Their main goal when creating the Isu language was to "add a layer of depth to the Assassin's Creed universe". The Isu lore already goes pretty deep too - they're an ancient and advanced race of god-like people who made the human race to act as their workforce. You can find info on them dotted about in Valhalla, (and the entire series) which essentially tells an alternate history for our world. However, because the Isu created us, them having their own ancient language meant that it had to develop into the more modern languages of the human race. That's where some clever reverse-engineering comes in.
"It seemed logical that they would have taught humans, at the very least, some of their language in order to communicate with them," Henry says. "To convey this, the Isu language has been designed as a fictional ancestor to Proto-Indo-European - the theorised common ancestor to one of the largest families of languages on earth."
"The process of creating the Isu language was writing in reverse a history of how humans learned it from the Isu, and how it then evolved over time to become Proto-Indo-European," he adds. "I started from old languages in that family (Latin, Ancient Greek, Sanskrit, etc.) and academic reconstructions of what Proto-Indo-European could have been like, and worked my way backwards from there."
"Languages have an aesthetic to them, and as a creator, it’s great to have control over that."
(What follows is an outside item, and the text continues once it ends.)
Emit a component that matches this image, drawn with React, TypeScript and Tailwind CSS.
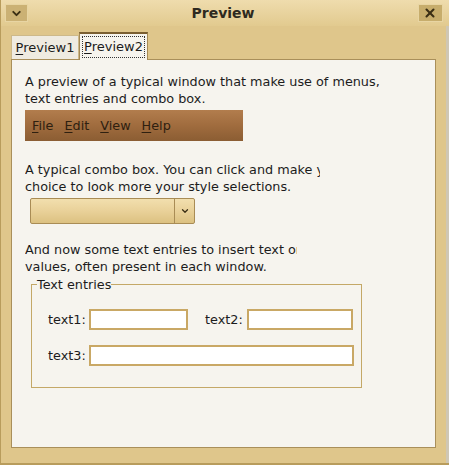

A language created like this is usually referred to as a "conlang" (literally, constructed language), and it requires a lot of knowledge of how real languages work. Henry tells me he's been conlanging professionally for years, but even with all that experience, creating the Isu language wasn't exactly the easiest of jobs.
"The biggest challenge was to find a balance between credibility as an ancestor to real languages and artistic intent. Languages have an aesthetic to them, and as a creator, it’s great to have control over that," he says. "But at the same time, I wanted to make sure it fits the lore we had decided for it. Sometimes that meant letting natural linguistic (de)evolution drive the creation process. In a sense, I feel like I discovered this language as much as I created it!"
Another difficulty Henry faced was trying to make the language connect with the existing lore of Assassin's Creed. Previous games already have various symbols and glyphs that artists have used, and Henry tells me he wanted to use some of these pre-existing bits to make it feel as though the language had always been there.
Once players began exploring Valhalla they could uncover the Isu language in all its glory. It took just two months after the game's release for some lingo-savvy fans to decipher it, figuring out the rules by studying some of the in-game translations to help them work out untranslated text.
"We completely intended for the community to decipher some of the language, but I would have never imagined that they would go as far as they did," Henry tells me. "They managed to break down words and rules that I didn't even think could be identified! I am amazed by their passion and dedication. As a creator when you see this, it really makes the effort worth it."
Seeing as the language has been mostly figured out now, I wondered how doable it would be to learn to read, write and speak it. Henry reminds me that the Isu language is designed for an advanced race who have a sixth sense, so there are aspects of it that we could never truly comprehend. Despite that, the answer is still yes, you can learn it - as well as a simple human possibly could, anyway.
He says he actually recorded an "Isu 101" video for Gudmundur Thorvaldsson and Chantel Riley (the voice actors for Valhalla characters Sigurd Styrbjornsson and Layla Hassan), so could understand how to speak their Isu lines. The only problem with the language is that there aren't really any words for normal things we'd want to talk about in 2021.
"They would have to discuss engineering the human species, the end of the world, or other topics of interest to the Isu..."
"The community has done a tremendous work breaking down the vocabulary, syntax, grammar, numerals and pronunciation from the extracts found in-game. From this, I think anyone interested enough would be able to speak and write basic sentences," Henry tells me. "However, they would have to discuss engineering the human species, the end of the world, or other topics of interest to the Isu whose writings are found in the game. Otherwise, they will be a bit short on vocabulary!"
Well, I suppose these could be things we talk about in 2021. The year is young. If you fancy learning Isu yourself, Henry says they might consider releasing more official info on it in the future, but they don't exactly have plans to release a grammar book. Ubisoft want to keep a few mysteries to themselves, after all, so for now you're stuck with studying the texts in Valhalla. That's doesn't seem too bad a deal though, as Henry puts it:
"What better way to learn than to play?"